:: GOAL ::
In the lines below, output everything from the first line through the line containing "import React from 'react';" exactly as it is. Pictures are not part of the output.

(Extracted data entries)

---

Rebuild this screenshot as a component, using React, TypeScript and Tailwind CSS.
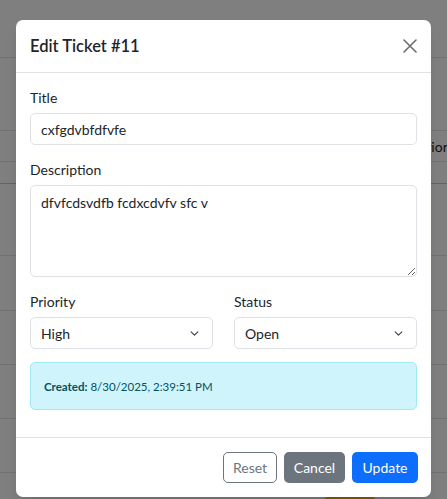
import React from 'react';

const Chevron = () => (
  <svg width="9" height="9" viewBox="0 0 16 16" fill="none" className="shrink-0">
    <path d="M2 5l6 6 6-6" stroke="#343a40" strokeWidth="1.8" strokeLinecap="round" strokeLinejoin="round" />
  </svg>
);

const SelectBox: React.FC<{ value: string }> = ({ value }) => (
  <div className="flex h-[32px] items-center justify-between rounded-[5px] border border-[#dee2e6] bg-white pl-[10px] pr-[13px] text-[14px] text-[#212529]">
    <span>{value}</span>
    <Chevron />
  </div>
);

// the dimmed page behind the modal
const PageBehind = () => (
  <div className="bg-white">
    <div className="h-[58px] border-b border-[#dee2e6]" />
    <div className="h-[73px] border-b border-[#dee2e6]" />
    <div className="flex h-[31px] items-center border-b border-[#dee2e6] pl-[418px]">
      <span className="whitespace-nowrap text-[14px] text-[#212529]">Priority</span>
    </div>
    <div className="h-[22px] border-b border-[#c3c6ca]" />
    <div className="h-[72px] border-b border-[#dee2e6]" />
    <div className="h-[55px] border-b border-[#dee2e6]" />
    <div className="h-[54px] border-b border-[#dee2e6]" />
    <div className="h-[54px] border-b border-[#dee2e6]" />
    <div className="h-[54px] border-b border-[#dee2e6]" />
    <div className="h-[60px] pt-[24px] pl-[324px]">
      <div className="h-[20px] w-[52px] rounded-[4px] bg-[#ffc107]" />
    </div>
  </div>
);

export default function App() {
  return (
    <div
      className="relative h-[499px] w-[447px] overflow-hidden"
      style={{ fontFamily: 'Lato, "Noto Sans", sans-serif' }}
    >
      <PageBehind />
      <div className="absolute inset-0 bg-black/50" />

      <div className="absolute left-[16px] top-[20px] w-[415px] rounded-[7px] bg-white shadow-lg">
        {/* Header */}
        <div className="flex h-[53px] items-center justify-between border-b border-[#dee2e6] pl-[14px] pr-[14px]">
          <h5 className="text-[16.5px] font-semibold text-[#212529]">Edit Ticket #11</h5>
          <button className="flex h-[14px] w-[14px] items-center justify-center">
            <svg width="14" height="14" viewBox="0 0 14 14">
              <path d="M1 1l12 12M13 1L1 13" stroke="#6c6c6c" strokeWidth="1.6" strokeLinecap="round" />
            </svg>
          </button>
        </div>

        {/* Body */}
        <div className="px-[14px] pt-[14px] pb-[27px] text-[14px] text-[#212529]">
          <label className="mb-[5px] block leading-[21px]">Title</label>
          <div className="mb-[14px] flex h-[32px] items-center rounded-[5px] border border-[#dee2e6] px-[10px]">
            cxfgdvbfdfvfe
          </div>

          <label className="mb-[5px] block leading-[21px]">Description</label>
          <textarea
            className="mb-[14px] block h-[92px] w-full rounded-[5px] border border-[#dee2e6] px-[10px] py-[6px] text-[14px] text-[#212529] outline-none"
            defaultValue="dfvfcdsvdfb fcdxcdvfv sfc v"
          />

          <div className="mb-[13px] grid grid-cols-2 gap-[21px]">
            <div>
              <label className="mb-[5px] block leading-[21px]">Priority</label>
              <SelectBox value="High" />
            </div>
            <div>
              <label className="mb-[5px] block leading-[21px]">Status</label>
              <SelectBox value="Open" />
            </div>
          </div>

          <div className="flex h-[48px] items-center rounded-[5px] border border-[#9eeaf9] bg-[#cff4fc] px-[13px] pt-[2px] text-[11.5px] text-[#055160]">
            <span>
              <strong className="font-bold">Created:</strong> 8/30/2025, 2:39:51 PM
            </span>
          </div>
        </div>

        {/* Footer */}
        <div className="flex justify-end gap-[7px] border-t border-[#dee2e6] px-[13px] py-[14px] text-[14px]">
          <button className="h-[31px] w-[54px] rounded-[5px] border border-[#6c757d] text-[#6c757d]">Reset</button>
          <button className="h-[31px] w-[61px] rounded-[5px] bg-[#6c757d] text-white">Cancel</button>
          <button className="h-[31px] w-[66px] rounded-[5px] bg-[#0d6efd] text-white">Update</button>
        </div>
      </div>
    </div>
  );
}
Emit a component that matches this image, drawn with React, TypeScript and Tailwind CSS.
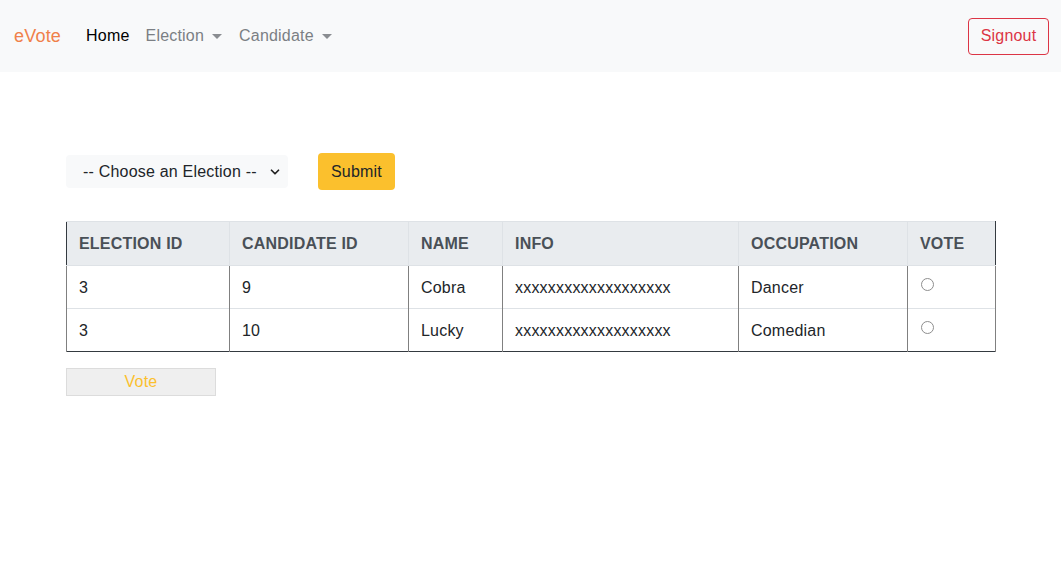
import { ChevronDown } from 'lucide-react';

const COLS = [
  { label: 'Election ID', w: 'w-[163px]' },
  { label: 'Candidate ID', w: 'w-[179px]' },
  { label: 'Name', w: 'w-[94px]' },
  { label: 'Info', w: 'w-[236px]' },
  { label: 'Occupation', w: 'w-[169px]' },
  { label: 'Vote', w: 'w-[88px]' },
];

const ROWS = [
  { election: '3', candidate: '9', name: 'Cobra', info: 'xxxxxxxxxxxxxxxxxxx', occupation: 'Dancer' },
  { election: '3', candidate: '10', name: 'Lucky', info: 'xxxxxxxxxxxxxxxxxxx', occupation: 'Comedian' },
];

function Caret() {
  return (
    <span className="ml-[8px] inline-block h-0 w-0 border-x-[5px] border-t-[5px] border-x-transparent border-t-[#8a8d91] align-middle" />
  );
}

export default function App() {
  return (
    <div className="min-h-[563px] bg-white font-['Liberation_Sans',Arial,sans-serif] text-[16px] tracking-[0.2px] text-[#212529]">
      <nav className="flex h-[72px] items-center bg-[#f8f9fa] pl-[14px] pr-[12px]">
        <span className="mr-[25px] text-[18px] text-[#f0804a]">eVote</span>
        <span className="mr-[16px] text-black">Home</span>
        <span className="mr-[17px] flex items-center text-[#7b7f84]">
          Election
          <Caret />
        </span>
        <span className="flex items-center text-[#7b7f84]">
          Candidate
          <Caret />
        </span>
        <button className="ml-auto h-[37px] w-[81px] rounded-[4px] border border-[#dc3545] text-[#dc3545]">
          Signout
        </button>
      </nav>

      <main className="px-[66px] pt-[81px]">
        <div className="flex items-center gap-[30px]">
          <div className="flex h-[33px] w-[222px] items-center justify-between rounded-[4px] bg-[#f8f9fa] pl-[17px] pr-[6px]">
            <span>-- Choose an Election --</span>
            <ChevronDown size={14} strokeWidth={3} className="text-[#222]" />
          </div>
          <button className="h-[37px] w-[77px] rounded-[4px] bg-[#fbc02d] text-[#212529]">Submit</button>
        </div>

        <table className="mt-[31px] w-[929px] table-fixed border-collapse border border-t-0 border-[#343a40]">
          <thead>
            <tr className="h-[44px] bg-[#e9ecef]">
              {COLS.map((c) => (
                <th
                  key={c.label}
                  className={`${c.w} border border-[#dee2e6] px-[12px] text-left font-bold uppercase text-[#495057] first:border-l-[#343a40] last:border-r-[#343a40]`}
                >
                  {c.label}
                </th>
              ))}
            </tr>
          </thead>
          <tbody>
            {ROWS.map((r, i) => (
              <tr key={i} className="h-[43px]">
                <td className="border-x border-t border-x-[#808080] border-t-[#dee2e6] px-[12px] pt-[2px]">{r.election}</td>
                <td className="border-x border-t border-x-[#808080] border-t-[#dee2e6] px-[12px] pt-[2px]">{r.candidate}</td>
                <td className="border-x border-t border-x-[#808080] border-t-[#dee2e6] px-[12px] pt-[2px]">{r.name}</td>
                <td className="border-x border-t border-x-[#808080] border-t-[#dee2e6] px-[12px] pt-[2px]">{r.info}</td>
                <td className="border-x border-t border-x-[#808080] border-t-[#dee2e6] px-[12px] pt-[2px]">{r.occupation}</td>
                <td className="border-x border-t border-x-[#808080] border-t-[#dee2e6] px-[12px] align-top">
                  <span className="mt-[12px] ml-[1px] block h-[13px] w-[13px] rounded-full border border-[#8e8e8e] bg-white" />
                </td>
              </tr>
            ))}
          </tbody>
        </table>

        <button className="mt-[16px] h-[28px] w-[150px] border border-[#dcdcdc] bg-[#efefef] text-[#fbc02d]">Vote</button>
      </main>
    </div>
  );
}
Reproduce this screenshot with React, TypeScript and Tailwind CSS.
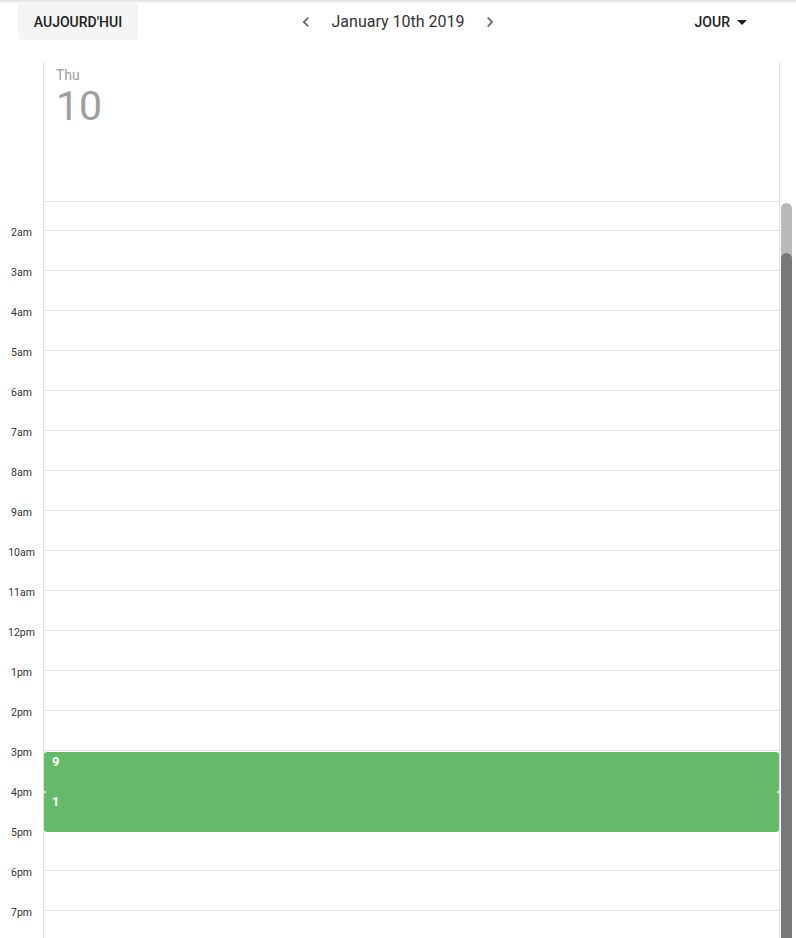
import React from "react";

const hours = [
  "1am", "2am", "3am", "4am", "5am", "6am", "7am", "8am", "9am", "10am", "11am",
  "12pm", "1pm", "2pm", "3pm", "4pm", "5pm", "6pm", "7pm", "8pm",
];

const events: Record<string, string> = { "3pm": "9", "4pm": "1" };

function Chevron({ dir }: { dir: "left" | "right" }) {
  return (
    <svg viewBox="0 0 24 24" className="w-5 h-5 fill-[#616161]">
      {dir === "left" ? (
        <path d="M15.41 7.41L14 6l-6 6 6 6 1.41-1.41L10.83 12z" />
      ) : (
        <path d="M10 6L8.59 7.41 13.17 12l-4.58 4.59L10 18l6-6z" />
      )}
    </svg>
  );
}

export default function App() {
  return (
    <div className="w-[796px] h-[938px] overflow-hidden bg-white font-['Roboto',sans-serif] text-[#212121]">
      {/* toolbar */}
      <div className="grid grid-cols-[1fr_auto_1fr] items-start h-[44px] pt-[4px] shadow-[inset_0_4px_3px_-2px_rgba(0,0,0,0.12)]">
        <div className="pl-[18px]">
          <button className="h-[36px] w-[120px] bg-[#f5f5f5] rounded-[2px] text-[14px] font-medium uppercase text-[#212121]">
            Aujourd'hui
          </button>
        </div>
        <div className="flex items-center h-[36px] gap-4">
          <Chevron dir="left" />
          <span className="text-[16px] text-[#333]">January 10th 2019</span>
          <Chevron dir="right" />
        </div>
        <div className="flex justify-end items-center h-[36px] pr-[42px]">
          <span className="text-[14px] font-medium text-[#212121]">JOUR</span>
          <svg viewBox="0 0 24 24" className="w-6 h-6 fill-[#212121]">
            <path d="M7 10l5 5 5-5z" />
          </svg>
        </div>
      </div>

      {/* day header */}
      <div className="flex mt-[18px]">
        <div className="w-[43px]" />
        <div className="w-[737px] h-[140px] border-l border-r border-b border-[#e0e0e0] pl-[12px] pt-[4px]">
          <div className="text-[14px] leading-[18px] text-[#9e9e9e]">Thu</div>
          <div className="text-[41px] leading-[44px] text-[#9e9e9e]">10</div>
        </div>
        <div className="w-[16px]" />
      </div>

      {/* scrolling body */}
      <div className="flex h-[736px] overflow-hidden">
        <div className="w-[43px]">
          <div className="-mt-[12px] flex flex-col">
            {hours.map((h) => (
              <div key={h} className="h-[40px] shrink-0">
                <div className="-translate-y-[4px] text-center text-[10.5px] leading-[14px] text-[#333]">
                  {h === "1am" ? "" : h}
                </div>
              </div>
            ))}
          </div>
        </div>
        <div className="w-[737px] border-l border-r border-[#e0e0e0]">
          <div className="-mt-[12px] flex flex-col">
            {hours.map((h) => (
              <div key={h} className="relative h-[40px] shrink-0 border-t border-[#e0e0e0]">
                {events[h] && (
                  <div className="absolute left-0 right-0 top-[1px] h-[40px] z-10 bg-[#66bb6a] rounded-[3px] px-[8px] pt-[1px] text-[13px] leading-[18px] font-bold text-white">
                    {events[h]}
                  </div>
                )}
              </div>
            ))}
          </div>
        </div>
        <div className="w-[16px] pl-[1px] pt-[1px]">
          <div className="w-[11px] h-[58px] rounded-full bg-[#b9b9bc]" />
          <div className="w-[11px] h-[720px] -mt-[8px] rounded-t-full bg-[#76787c]" />
        </div>
      </div>
    </div>
  );
}
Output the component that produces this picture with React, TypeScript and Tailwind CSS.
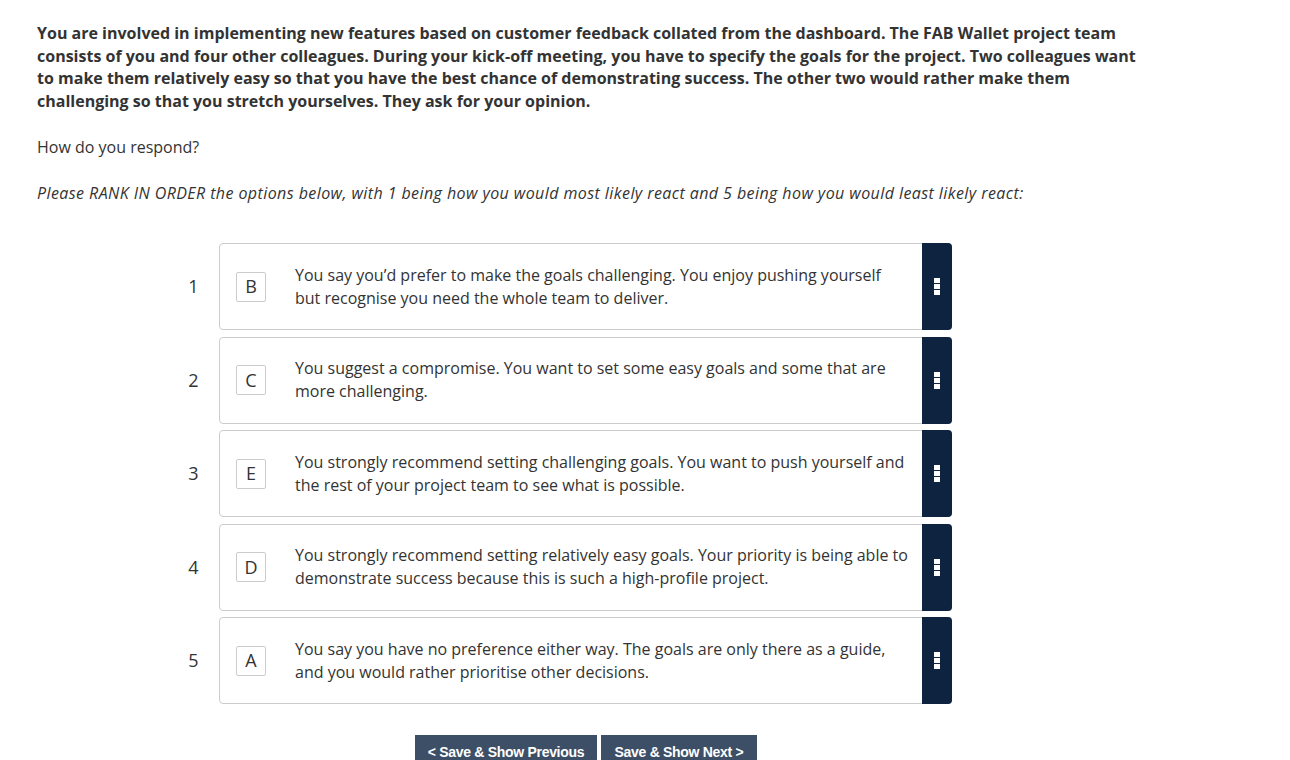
import React from "react";

const items = [
  { n: 1, l: "B", t: "You say you\u2019d prefer to make the goals challenging. You enjoy pushing yourself but recognise you need the whole team to deliver." },
  { n: 2, l: "C", t: "You suggest a compromise. You want to set some easy goals and some that are more challenging." },
  { n: 3, l: "E", t: "You strongly recommend setting challenging goals. You want to push yourself and the rest of your project team to see what is possible." },
  { n: 4, l: "D", t: "You strongly recommend setting relatively easy goals. Your priority is being able to demonstrate success because this is such a high-profile project." },
  { n: 5, l: "A", t: "You say you have no preference either way. The goals are only there as a guide, and you would rather prioritise other decisions." },
];

export default function App() {
  return (
    <div className="min-h-[760px] bg-white text-[#333333] pl-[37px] pt-[22px] overflow-hidden" style={{ fontFamily: '"Open Sans", sans-serif' }}>
      <p className="font-bold text-[16px] leading-[22.6px] w-[1110px] text-[#333333]">
        You are involved in implementing new features based on customer feedback collated from the dashboard. The FAB Wallet project team consists of you and four other colleagues. During your kick-off meeting, you have to specify the goals for the project. Two colleagues want to make them relatively easy so that you have the best chance of demonstrating success. The other two would rather make them challenging so that you stretch yourselves. They ask for your opinion.
      </p>
      <p className="mt-[24px] text-[16px] leading-[22px]">How do you respond?</p>
      <p className="mt-[24px] text-[16px] leading-[22px] italic tracking-[0.42px]">
        Please RANK IN ORDER the options below, with 1 being how you would most likely react and 5 being how you would least likely react:
      </p>
      <div className="mt-[39px] ml-[133px] flex flex-col gap-[6.5px]">
        {items.map((it) => (
          <div key={it.n} className="flex items-center">
            <div className="w-[49px] text-center text-[18px] pr-[2px]">{it.n}</div>
            <div className="flex w-[733px] h-[87px] border border-[#cccccc] rounded-[4px] bg-white">
              <div className="flex flex-1 items-center pl-[16px]">
                <div className="w-[30px] h-[30px] shrink-0 border border-[#cccccc] rounded-[2px] flex items-center justify-center text-[18px]">
                  {it.l}
                </div>
                <div className="ml-[29px] w-[613px] text-[16px] leading-[23px]">{it.t}</div>
              </div>
              <div className="w-[30px] shrink-0 bg-[#0d2340] -my-px -mr-px rounded-r-[4px] flex flex-col items-center justify-center gap-[1px]">
                <div className="w-[6px] h-[5px] bg-white" />
                <div className="w-[6px] h-[5px] bg-white" />
                <div className="w-[6px] h-[5px] bg-white" />
              </div>
            </div>
          </div>
        ))}
      </div>
      <div className="mt-[31px] ml-[378px] flex gap-[4px]" style={{ fontFamily: '"Liberation Sans", Arial, sans-serif' }}>
        <button className="h-[36px] w-[182px] bg-[#3d4f66] text-white font-bold text-[14px] tracking-[-0.3px] pb-[2px]">&lt; Save &amp; Show Previous</button>
        <button className="h-[36px] w-[156px] bg-[#3d4f66] text-white font-bold text-[14px] tracking-[-0.3px] pb-[2px]">Save &amp; Show Next &gt;</button>
      </div>
    </div>
  );
}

---

:: SOLUTION TO THIS PROBLEM ::
Rebuild this screenshot as a component, using React, TypeScript and Tailwind CSS.
import React from 'react';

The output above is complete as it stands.